I realize that I have been posting a lot about life and literally nothing about science. For those of you reading the blog title literally, you may be feeling a little bamboozled. For some, that might actually be preferable. So for those of you who have recently been suffering from insomnia and are looking for some new bedtime material I offer this post.
Since I was a kid, I liked bugs. Not like big gross hairy ones or anything. And certainly not spiders! (I will forever blame my sister who made me watch Arachnophobia when I was seven. I was so traumatized! Did you know that movie was a comedy?! Cause I didn’t until Netflix informed me last year. And seven-year old me did NOT find it funny AT ALL). But roly-poly, lady bugs, and ants were fascinating to me.
Growing up in Southern California, a girl gets used to some heat (and some smog- it was the 80s after all). And yes, temperatures regularly over 100F are hot! But (and I can say this now because I have been in the South for 8 years) it was a “dry heat”. I would sit on the burning hot pavement and try to understand how ants marched across it in such perfect lines. I would interfere with introduce “road blocks” (usually a twig, a drop of water- which would then evaporate in like 3 seconds).
I did OK in my STEM classes in high school but I never really tried that hard. I LOVED Algebra but then hated Trigonometry so assumed Calculus would be the death of me. I LOVED Biology but then hated Chemistry so I figured Math and Science were probably not for me.
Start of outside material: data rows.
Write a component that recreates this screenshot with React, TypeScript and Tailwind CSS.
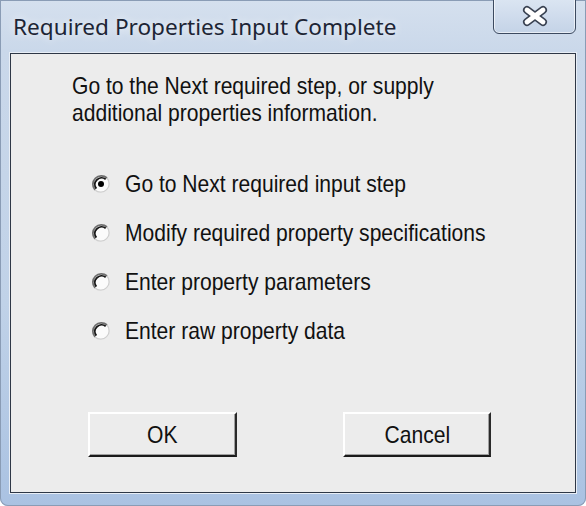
import React from "react";

function Radio({ checked }: { checked?: boolean }) {
  return (
    <svg width="20" height="20" viewBox="0 0 20 20" className="shrink-0">
      <circle cx="10" cy="10" r="8.5" fill="#fbfbfb" />
      <path d="M4 16 A8.5 8.5 0 0 1 16 4" fill="none" stroke="#6e6e6e" strokeWidth="1.8" />
      <path d="M5.3 14.7 A6.7 6.7 0 0 1 14.7 5.3" fill="none" stroke="#151515" strokeWidth="1.9" />
      <path d="M16 4 A8.5 8.5 0 0 1 4 16" fill="none" stroke="#cfcfcf" strokeWidth="1.3" />
      {checked && <circle cx="10" cy="10" r="3" fill="#000" />}
    </svg>
  );
}

function Btn({ label, w }: { label: string; w: string }) {
  return (
    <div
      className={`${w} h-[45px] flex items-center justify-center bg-[#ececec] border-t-2 border-l-2 border-t-white border-l-white border-b-2 border-r-2 border-b-[#1a1a1a] border-r-[#2a2a2a] shadow-[inset_-1px_-1px_0_#a0a0a0]`}
    >
      <span className="inline-block scale-x-[0.8775] text-[24px] leading-none text-[#111]">{label}</span>
    </div>
  );
}

export default function App() {
  const options = [
    "Go to Next required input step",
    "Modify required property specifications",
    "Enter property parameters",
    "Enter raw property data",
  ];
  return (
    <div className="w-[586px] h-[506px] overflow-hidden bg-white">
      <div className="w-[586px] h-[506px] flex flex-col rounded-b-[8px] bg-[linear-gradient(180deg,#d5e0ee_0%,#cad8ea_10%,#c0d2e8_60%,#aac2e2_100%)] shadow-[inset_0_0_0_1px_#8a9cb5]">
        <div className="h-[53px] flex items-start justify-between">
          <div
            className="pl-[13px] pt-[13px] text-[22.6px] leading-[28px] text-[#1d2535] [text-shadow:0_0_8px_rgba(255,255,255,0.9)]"
            style={{ fontFamily: '"Noto Sans", "Open Sans", sans-serif' }}
          >
            Required Properties Input Complete
          </div>
          <div className="mr-[10px] mt-[-2px] w-[83px] h-[36px] rounded-b-[6px] border border-[#3c4a60] bg-[linear-gradient(180deg,#dbe5f2,#c4d3e7)] shadow-[inset_0_0_0_1px_rgba(255,255,255,0.6)] flex items-center justify-center">
            <svg width="30" height="22" viewBox="0 0 30 22">
              <g strokeLinecap="round">
                <line x1="7" y1="5" x2="23" y2="17" stroke="#3a4252" strokeWidth="8" />
                <line x1="23" y1="5" x2="7" y2="17" stroke="#3a4252" strokeWidth="8" />
                <line x1="7" y1="5" x2="23" y2="17" stroke="#ffffff" strokeWidth="4.8" />
                <line x1="23" y1="5" x2="7" y2="17" stroke="#ffffff" strokeWidth="4.8" />
              </g>
            </svg>
          </div>
        </div>
        <div className="mx-[10px] w-[566px] h-[440px] border border-[#2e3746] bg-[#ececec] shadow-[0_0_0_1px_#e8eef6] flex flex-col"
          style={{ fontFamily: '"Liberation Sans", Arial, sans-serif' }}
        >
          <div className="ml-[61px] mt-[18px] text-[24px] leading-[27px] text-[#111]">
            <div className="origin-left scale-x-[0.8775] whitespace-nowrap">Go to the Next required step, or supply</div>
            <div className="origin-left scale-x-[0.8775] whitespace-nowrap">additional properties information.</div>
          </div>
          <div className="mt-[33px] flex flex-col">
            {options.map((o, i) => (
              <div key={o} className="h-[49px] flex items-center pl-[80px]">
                <Radio checked={i === 0} />
                <span className="ml-[14px] inline-block origin-left scale-x-[0.8775] whitespace-nowrap text-[24px] leading-none text-[#111]">{o}</span>
              </div>
            ))}
          </div>
          <div className="mt-[57px] flex pl-[77px] gap-[106px]">
            <Btn label="OK" w="w-[149px]" />
            <Btn label="Cancel" w="w-[148px]" />
          </div>
        </div>
      </div>
    </div>
  );
}
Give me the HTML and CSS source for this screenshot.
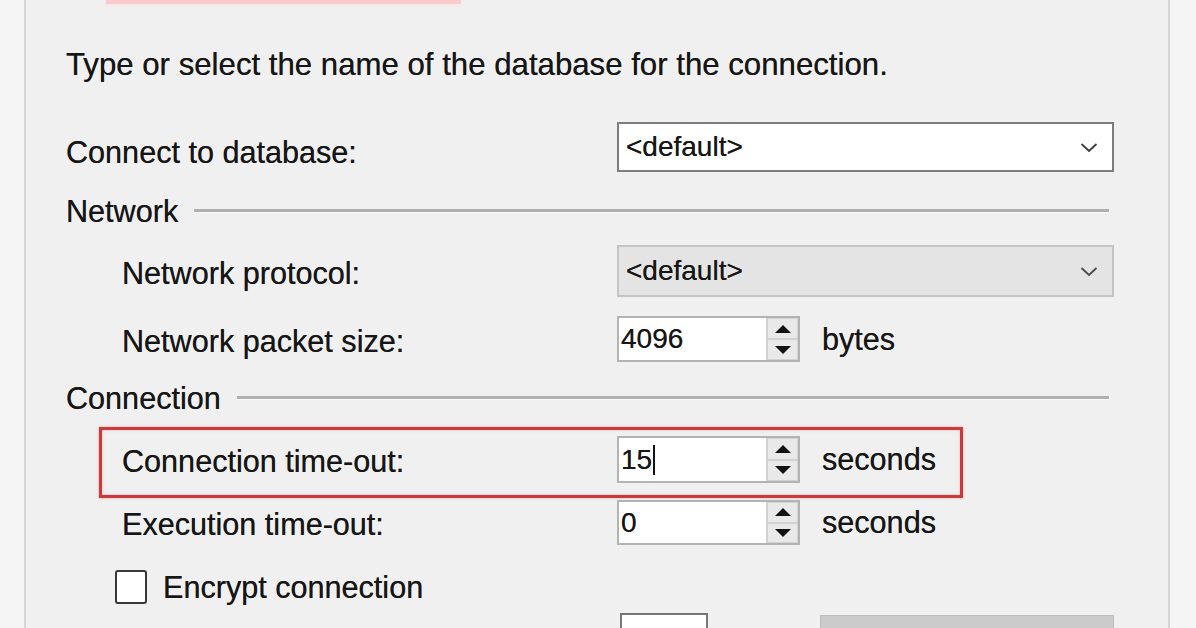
FILE: index.html
```html
<!DOCTYPE html>
<html lang="en">
<head>
    <meta charset="UTF-8">
    <meta name="viewport" content="width=device-width, initial-scale=1.0">
    <title>Connection Properties</title>
    <link rel="stylesheet" href="styles.css">
</head>
<body>
    <div class="panel">
        <div class="flag"></div>
        <p class="intro">Type or select the name of the database for the connection.</p>

        <div class="row row-connect">
            <label class="label">Connect to database:</label>
            <div class="combo">
                <span>&lt;default&gt;</span>
                <svg class="chevron" width="18" height="11" viewBox="0 0 18 11"><polyline points="1.5,2 9,9 16.5,2" fill="none" stroke="#3a3a3a" stroke-width="1.8"/></svg>
            </div>
        </div>

        <div class="group group-network">
            <span>Network</span>
            <div class="rule"></div>
        </div>

        <div class="row row-protocol">
            <label class="label indent">Network protocol:</label>
            <div class="combo disabled">
                <span>&lt;default&gt;</span>
                <svg class="chevron" width="18" height="11" viewBox="0 0 18 11"><polyline points="1.5,2 9,9 16.5,2" fill="none" stroke="#4a4a4a" stroke-width="1.8"/></svg>
            </div>
        </div>

        <div class="row row-packet">
            <label class="label indent">Network packet size:</label>
            <div class="spin">
                <span class="value">4096</span>
                <div class="arrows">
                    <div class="arrow up"></div>
                    <div class="arrow down"></div>
                </div>
            </div>
            <span class="unit">bytes</span>
        </div>

        <div class="group group-connection">
            <span>Connection</span>
            <div class="rule"></div>
        </div>

        <div class="row row-timeout highlight">
            <label class="label">Connection time-out:</label>
            <div class="spin">
                <span class="value">15<span class="caret"></span></span>
                <div class="arrows">
                    <div class="arrow up"></div>
                    <div class="arrow down"></div>
                </div>
            </div>
            <span class="unit">seconds</span>
        </div>

        <div class="row row-exec">
            <label class="label indent">Execution time-out:</label>
            <div class="spin">
                <span class="value">0</span>
                <div class="arrows">
                    <div class="arrow up"></div>
                    <div class="arrow down"></div>
                </div>
            </div>
            <span class="unit">seconds</span>
        </div>

        <div class="row row-encrypt">
            <div class="checkbox"></div>
            <span>Encrypt connection</span>
        </div>

        <div class="row row-bottom">
            <div class="small-box"></div>
            <div class="gray-button"></div>
        </div>
    </div>
</body>
</html>
```

FILE: styles.css
```css
body {
    margin: 0;
    background-color: #f5f5f5;
    font-family: "Liberation Sans", Arial, sans-serif;
    color: #161616;
    overflow: hidden;
}

.panel {
    margin-left: 24px;
    width: 1146px;
    height: 628px;
    box-sizing: border-box;
    border-left: 2px solid #d6d6d6;
    border-right: 2px solid #d6d6d6;
    background-color: #f0f0f0;
    padding: 0 53px 0 40px;
    font-size: 30.6px;
    text-shadow: 0 0 0.6px #444;
}

.flag {
    margin-left: 40px;
    width: 355px;
    height: 4px;
    background-color: #f9caca;
    box-shadow: 0 2px 4px #fbe3e3;
}

.intro {
    margin: 36px 0 0 0;
    height: 50px;
    line-height: 50px;
    font-size: 31.2px;
}

.row {
    display: flex;
    align-items: center;
}

.label {
    width: 551px;
    flex-shrink: 0;
    box-sizing: border-box;
    padding-top: 4px;
}

.label.indent {
    padding-left: 56px;
}

.row-connect {
    margin-top: 32px;
    height: 50px;
}

.row-connect .label {
    padding-top: 10px;
}

.combo {
    width: 497px;
    height: 100%;
    box-sizing: border-box;
    border: 2px solid #7d7d7d;
    background-color: #fff;
    display: flex;
    align-items: center;
    justify-content: space-between;
    padding: 0 14px 0 7px;
    font-size: 28px;
}

.combo.disabled {
    background-color: #e4e4e4;
    border-color: #c4c4c4;
}

.group {
    display: flex;
    align-items: center;
    height: 40px;
}

.group .rule {
    flex: 1;
    height: 3px;
    background-color: #b0b0b0;
    border-bottom: 1px solid #fafafa;
    margin: 0 6px 0 16px;
}

.group-network {
    margin-top: 19px;
}

.group-connection {
    margin-top: 16px;
}

.row-protocol {
    margin-top: 14px;
    height: 52px;
}

.row-packet {
    margin-top: 19px;
    height: 46px;
}

.spin {
    width: 183px;
    height: 100%;
    box-sizing: border-box;
    border: 2px solid #b3b3b3;
    background-color: #fff;
    display: flex;
    font-size: 28px;
}

.spin .value {
    flex: 1;
    display: flex;
    align-items: center;
    padding-left: 2px;
}

.caret {
    display: inline-block;
    width: 2px;
    height: 30px;
    background-color: #111;
    margin-left: 1px;
}

.arrows {
    width: 31px;
    display: flex;
    flex-direction: column;
    background-color: #e9e9e9;
    border-left: 1px solid #cfcfcf;
}

.arrow {
    flex: 1;
    display: flex;
    align-items: center;
    justify-content: center;
    border: 1px solid #d2d2d2;
}

.arrow::after {
    content: "";
    border-left: 8px solid transparent;
    border-right: 8px solid transparent;
}

.arrow.up::after {
    border-bottom: 8px solid #111;
}

.arrow.down::after {
    border-top: 8px solid #111;
}

.unit {
    margin-left: 22px;
}

.highlight {
    margin-left: 33px;
    width: 864px;
    box-sizing: border-box;
    border: 3px solid #c83a3c;
    box-shadow: 0 0 3px #f1b3b3, inset 0 0 3px #f1b3b3;
}

.row-timeout {
    margin-top: 9px;
    height: 71px;
    padding: 6px 0 12px 0;
}

.highlight .label {
    width: 515px;
    padding-left: 20px;
}

.row-exec {
    margin-top: 2px;
    height: 45px;
}

.row-encrypt {
    margin-top: 25px;
    height: 34px;
    padding-left: 49px;
}

.checkbox {
    width: 32px;
    height: 34px;
    box-sizing: border-box;
    border: 2px solid #383838;
    border-radius: 3px;
    background-color: #fff;
    margin-right: 16px;
}

.row-bottom {
    margin-top: 9px;
    height: 40px;
    align-items: flex-start;
}

.small-box {
    margin-left: 554px;
    width: 88px;
    height: 40px;
    box-sizing: border-box;
    border: 2px solid #777;
    background-color: #fff;
}

.gray-button {
    margin-left: 112px;
    margin-top: 2px;
    width: 292px;
    height: 40px;
    background-color: #cbcbcb;
    border: 1px solid #bdbdbd;
}
```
When I entered college… well how I entered college is a story for another day. But when I entered college, I was an Environmental Studies major. It was fun. We learned interesting things. I had a Statistics requirement which I really enjoyed (more so than my History courses at the time). Then I had a Biology requirement which was awesome. It was this magical class that combined logic and reason to explain how the world worked! (see what I did there? with magic and logic?). When we did our forensic entomology lab (where yes- we looked at bugs on a rotting corpse… well squirrel corpse) I was hooked! I decided I would power through those pesky chemistry and math requirements (but somehow managed to still never take Calculus).
In Comparative Physiology, we learned about seasonal acclimation. How a temperature that is lethal to an organism during one part of the year, can be perfectly safe during another part of the year. I found this fascinating. Then when I got to graduate school and really dove into Thermal Biology, it was amazing. It combine my love for watching insects perform tasks on hot pavement with my love for understanding how the world worked! It was glorious!
Since then, I have been working on projects that relate how organisms deal with high temperature or even… (dun dun dunnnnnnnn) changing temperatures (Yes- I understand climate change is a terrible terrible thing but it lets me ask interesting questions.)
My time in Denmark will be spent learning more about how temperature acclimation varies across space and contributes to species ranges. Not to overstate here, but it is kind of my dream project. So I have come a long way. In my early 30s, I am going to sit in a LABORATORY (not just on the pavement) and observe what high temperatures do to insects.